Opened 18 years ago

Last modified 4 months ago

#2361 assigned Bug

QuerySet.filter(m2mfield__isnull=False) may return duplicates

Reported by: daniel.tietze@… Owned by: Norbert Stüken
Component: Database layer (models, ORM) Version: dev
Severity: normal Keywords:
Cc: Fabio Sangiovanni Triage Stage: Accepted
Has patch: no Needs documentation: no
Needs tests: no Patch needs improvement: no
Easy pickings: no UI/UX: no

Description

My Django installation is SVN Revision: 3238

Filtering models by a ManyToMany field does not appear to work.
See Google groups thread http://groups.google.com/group/django-users/browse_thread/thread/d0d799a45cb92d35

I have two classes -- Blog and Submission:

class Blog( models.Model ):
    entries = models.ManyToManyField( Submission )

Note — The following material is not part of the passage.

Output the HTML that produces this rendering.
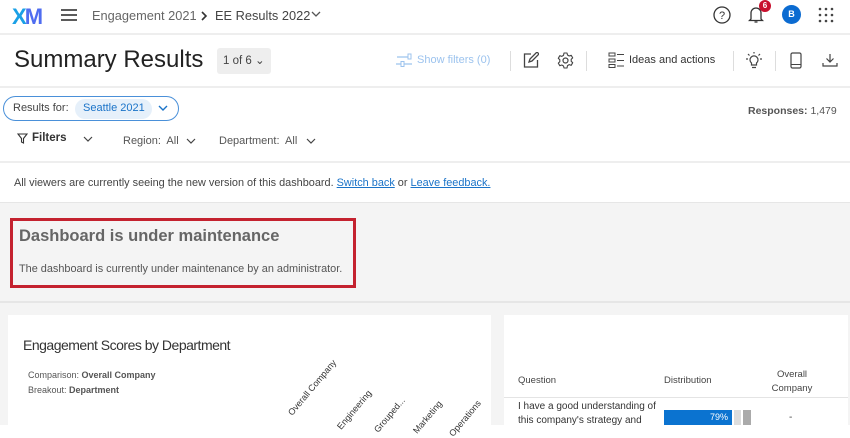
<!DOCTYPE html>
<html><head><style>
*{margin:0;padding:0;box-sizing:border-box}
body{width:850px;height:425px;overflow:hidden;background:#fff;font-family:"Liberation Sans",sans-serif;color:#333;position:relative}
.a{position:absolute;white-space:nowrap}
.hr{position:absolute;left:0;width:850px;height:2px;background:#eee}
a{color:#1a73c8}
</style></head><body>
<!-- top nav -->
<div class="a" style="left:12px;top:4px;font-size:22px;font-weight:bold;letter-spacing:-2px;color:#1aa0e6">X<span style="color:#4f6df0">M</span></div>
<svg class="a" style="left:60px;top:8px" width="18" height="14"><path d="M1 2h16M1 7h16M1 12h16" stroke="#444" stroke-width="1.8"/></svg>
<div class="a" style="left:92px;top:8px;font-size:12.8px;color:#666">Engagement 2021</div>
<svg class="a" style="left:201px;top:11px" width="7" height="10"><path d="M1 1l4 4-4 4" stroke="#333" fill="none" stroke-width="1.6"/></svg>
<div class="a" style="left:215px;top:8px;font-size:12.8px;color:#444">EE Results 2022</div>
<svg class="a" style="left:311px;top:11px" width="10" height="7"><path d="M1 1l4 4 4-4" stroke="#555" fill="none" stroke-width="1.3"/></svg>
<svg class="a" style="left:713px;top:6px" width="18" height="18"><circle cx="9" cy="9" r="8" stroke="#333" fill="none" stroke-width="1.3"/><text x="9" y="13" font-size="11" text-anchor="middle" fill="#333" font-family="Liberation Sans">?</text></svg>
<svg class="a" style="left:748px;top:5px" width="16" height="19"><path d="M3 14V8a5 5 0 0 1 10 0v6l1.5 1.5h-13zM6.5 17h3" stroke="#333" fill="none" stroke-width="1.3"/></svg>
<div class="a" style="left:759px;top:0px;width:12px;height:12px;border-radius:6px;background:#c8102e;color:#fff;font-size:8px;font-weight:bold;text-align:center;line-height:12px">6</div>
<div class="a" style="left:782px;top:5px;width:19px;height:19px;border-radius:10px;background:#0b6bd1;color:#fff;font-size:9px;font-weight:bold;text-align:center;line-height:19px">B</div>
<svg class="a" style="left:818px;top:7px" width="16" height="16" fill="#444"><circle cx="2" cy="2" r="1.3"/><circle cx="8" cy="2" r="1.3"/><circle cx="14" cy="2" r="1.3"/><circle cx="2" cy="8" r="1.3"/><circle cx="8" cy="8" r="1.3"/><circle cx="14" cy="8" r="1.3"/><circle cx="2" cy="14" r="1.3"/><circle cx="8" cy="14" r="1.3"/><circle cx="14" cy="14" r="1.3"/></svg>
<div class="hr" style="top:33px"></div>
<!-- title row -->
<div class="a" style="left:14px;top:46px;font-size:24px;color:#222">Summary Results</div>
<div class="a" style="left:217px;top:48px;width:54px;height:26px;background:#eee;border-radius:3px;font-size:11.5px;color:#444;line-height:26px;padding-left:6px">1 of 6 ⌄</div>
<svg class="a" style="left:396px;top:53px" width="17" height="14"><path d="M1 4h11M1 11h4M8 11h8M0 11h1" stroke="#9cc3ee" stroke-width="1.2" fill="none"/><rect x="12" y="1" width="3" height="5" stroke="#9cc3ee" fill="none"/><rect x="5" y="8.5" width="3" height="5" stroke="#9cc3ee" fill="none"/></svg>
<div class="a" style="left:417px;top:54px;font-size:11px;color:#9cc3ee">Show filters (0)</div>
<div class="a" style="left:510px;top:51px;width:1px;height:20px;background:#ddd"></div>
<svg class="a" style="left:523px;top:52px" width="16" height="16"><path d="M8 2H1.5v13h13V8M6 10l1-3 7-7 2 2-7 7z" stroke="#444" fill="none" stroke-width="1.3"/></svg>
<svg class="a" style="left:557px;top:52px" width="17" height="17"><circle cx="8.5" cy="8.5" r="2.5" stroke="#444" fill="none" stroke-width="1.2"/><path d="M7 1h3l.5 2 1.7 1 2-.7 1.5 2.6-1.5 1.4v2l1.5 1.4-1.5 2.6-2-.7-1.7 1L10 16H7l-.5-2-1.7-1-2 .7-1.5-2.6 1.5-1.4v-2L1.3 6.3l1.5-2.6 2 .7 1.7-1z" stroke="#444" fill="none" stroke-width="1.1" stroke-linejoin="round"/></svg>
<div class="a" style="left:586px;top:51px;width:1px;height:20px;background:#ddd"></div>
<svg class="a" style="left:608px;top:52px" width="17" height="16"><rect x="1" y="1" width="6" height="3" stroke="#444" fill="none"/><rect x="1" y="7" width="6" height="3" stroke="#444" fill="none"/><rect x="1" y="12.5" width="6" height="3" stroke="#444" fill="none"/><path d="M9 2.5h7M9 8.5h7M9 14h7" stroke="#444"/></svg>
<div class="a" style="left:629px;top:54px;font-size:11px;color:#333">Ideas and actions</div>
<div class="a" style="left:733px;top:51px;width:1px;height:20px;background:#ddd"></div>
<svg class="a" style="left:745px;top:52px" width="18" height="17"><path d="M6.5 13v-2a4 4 0 1 1 5 0v2zM7 15.5h4M1 7h2M15 7h2M3 2l1.5 1.5M15 2l-1.5 1.5M9 0v1.5" stroke="#444" fill="none" stroke-width="1.2"/></svg>
<div class="a" style="left:775px;top:51px;width:1px;height:20px;background:#ddd"></div>
<svg class="a" style="left:790px;top:52px" width="12" height="17"><rect x="1" y="1" width="10" height="15" rx="1.5" stroke="#444" fill="none" stroke-width="1.2"/><path d="M1 12.5h10" stroke="#444"/></svg>
<svg class="a" style="left:822px;top:53px" width="16" height="14"><path d="M8 1v8M4.5 5.5 8 9l3.5-3.5M1 10v3h14v-3" stroke="#444" fill="none" stroke-width="1.2"/></svg>
<div class="hr" style="top:86px"></div>
<!-- filters -->
<div class="a" style="left:3px;top:96px;width:176px;height:25px;border:1px solid #4a90d9;border-radius:13px"></div>
<div class="a" style="left:13px;top:102px;font-size:11px;color:#444">Results for:</div>
<div class="a" style="left:75px;top:99px;width:77px;height:20px;border-radius:10px;background:#e6f0fa"></div>
<div class="a" style="left:83px;top:102px;font-size:11px;color:#1a73c8">Seattle 2021</div>
<svg class="a" style="left:158px;top:105px" width="10" height="7"><path d="M1 1l4 4 4-4" stroke="#1a73c8" fill="none" stroke-width="1.4"/></svg>
<div class="a" style="left:748px;top:105px;font-size:10.5px;color:#555"><b>Responses:</b> 1,479</div>
<svg class="a" style="left:17px;top:133px" width="11" height="11"><path d="M1 1h9L6.5 5.5V10L4.5 9V5.5z" stroke="#333" fill="none" stroke-width="1.1"/></svg>
<div class="a" style="left:32px;top:132px;font-size:11.5px;font-weight:bold;color:#333">Filters</div>
<svg class="a" style="left:83px;top:136px" width="10" height="7"><path d="M1 1l4 4 4-4" stroke="#444" fill="none" stroke-width="1.2"/></svg>
<div class="a" style="left:123px;top:135px;font-size:11px;color:#555">Region:&nbsp; All</div>
<svg class="a" style="left:186px;top:138px" width="10" height="7"><path d="M1 1l4 4 4-4" stroke="#444" fill="none" stroke-width="1.2"/></svg>
<div class="a" style="left:219px;top:135px;font-size:11px;color:#555">Department:&nbsp; All</div>
<svg class="a" style="left:306px;top:138px" width="10" height="7"><path d="M1 1l4 4 4-4" stroke="#444" fill="none" stroke-width="1.2"/></svg>
<div class="hr" style="top:161px"></div>
<div class="a" style="left:14px;top:177px;font-size:10.9px;color:#444">All viewers are currently seeing the new version of this dashboard. <a href="#">Switch back</a> or <a href="#">Leave feedback.</a></div>
<!-- gray area -->
<div class="a" style="left:0;top:202px;width:850px;height:223px;background:#f4f4f4;border-top:1px solid #e6e6e6"></div>
<div class="a" style="left:10px;top:218px;width:346px;height:70px;border:3px solid #c4222f"></div>
<div class="a" style="left:19px;top:227px;font-size:16.5px;font-weight:bold;color:#666">Dashboard is under maintenance</div>
<div class="a" style="left:19px;top:263px;font-size:10.9px;color:#555">The dashboard is currently under maintenance by an administrator.</div>
<div class="hr" style="top:301px;background:#e6e6e6"></div>
<!-- cards -->
<div class="a" style="left:8px;top:315px;width:483px;height:110px;background:#fff"></div>
<div class="a" style="left:504px;top:315px;width:344px;height:110px;background:#fff"></div>
<div class="a" style="left:23px;top:337px;font-size:14px;color:#333;letter-spacing:-0.5px">Engagement Scores by Department</div>
<div class="a" style="left:28px;top:370px;font-size:9px;color:#555">Comparison: <b>Overall Company</b></div>
<div class="a" style="left:28px;top:385px;font-size:9px;color:#555">Breakout: <b>Department</b></div>
<div class="a" style="left:286px;top:411px;font-size:9px;color:#333;transform:rotate(-50deg);transform-origin:0 0">Overall Company</div>
<div class="a" style="left:335px;top:425px;font-size:9px;color:#333;transform:rotate(-50deg);transform-origin:0 0">Engineering</div>
<div class="a" style="left:372px;top:428px;font-size:9px;color:#333;transform:rotate(-50deg);transform-origin:0 0">Grouped...</div>
<div class="a" style="left:411px;top:429px;font-size:9px;color:#333;transform:rotate(-50deg);transform-origin:0 0">Marketing</div>
<div class="a" style="left:447px;top:432px;font-size:9px;color:#333;transform:rotate(-50deg);transform-origin:0 0">Operations</div>
<div class="a" style="left:518px;top:375px;font-size:9.5px;color:#444">Question</div>
<div class="a" style="left:664px;top:375px;font-size:9.5px;color:#444">Distribution</div>
<div class="a" style="left:760px;top:368px;width:64px;text-align:center;font-size:9.5px;color:#444;line-height:14px">Overall<br>Company</div>
<div class="a" style="left:504px;top:397px;width:344px;height:1px;background:#e4e4e4"></div>
<div class="a" style="left:518px;top:400px;font-size:10px;color:#333;line-height:14px">I have a good understanding of<br>this company's strategy and</div>
<div class="a" style="left:664px;top:410px;width:68px;height:15px;background:#0b73d0;color:#fff;font-size:9px;text-align:right;padding-right:4px;line-height:15px">79%</div>
<div class="a" style="left:734px;top:410px;width:7px;height:15px;background:#ddd"></div>
<div class="a" style="left:743px;top:410px;width:8px;height:15px;background:#aaa"></div>
<div class="a" style="left:789px;top:412px;font-size:10px;color:#444">-</div>
</body></html>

class Submission( models.Model ):
  [... whatever ]

I want to fetch a list of all Blog instances which have at least one
Submission , i.e. entries.count() > 0.

The suggested

Blog.objects.filter(entries__isnull = False)

(suggested by Malcolm Tredinnick) returns:

psycopg.ProgrammingError: FEHLER:  Spalte
m2m_models_blog__entries.entries existiert nicht

SELECT
"models_blog"."id","models_blog"."title","models_blog"."description","models_blog"."region_id","models_blog"."regionname","models_blog"."date_submitted","models_blog"."author_id","models_blog"."visible"
FROM "models_blog" LEFT OUTER JOIN "models_blog_entries" AS
"m2m_models_blog__entries" ON "models_blog"."id" =
"m2m_models_blog__entries"."blog_id" WHERE
("m2m_models_blog__entries"."entries" IS NOT NULL) 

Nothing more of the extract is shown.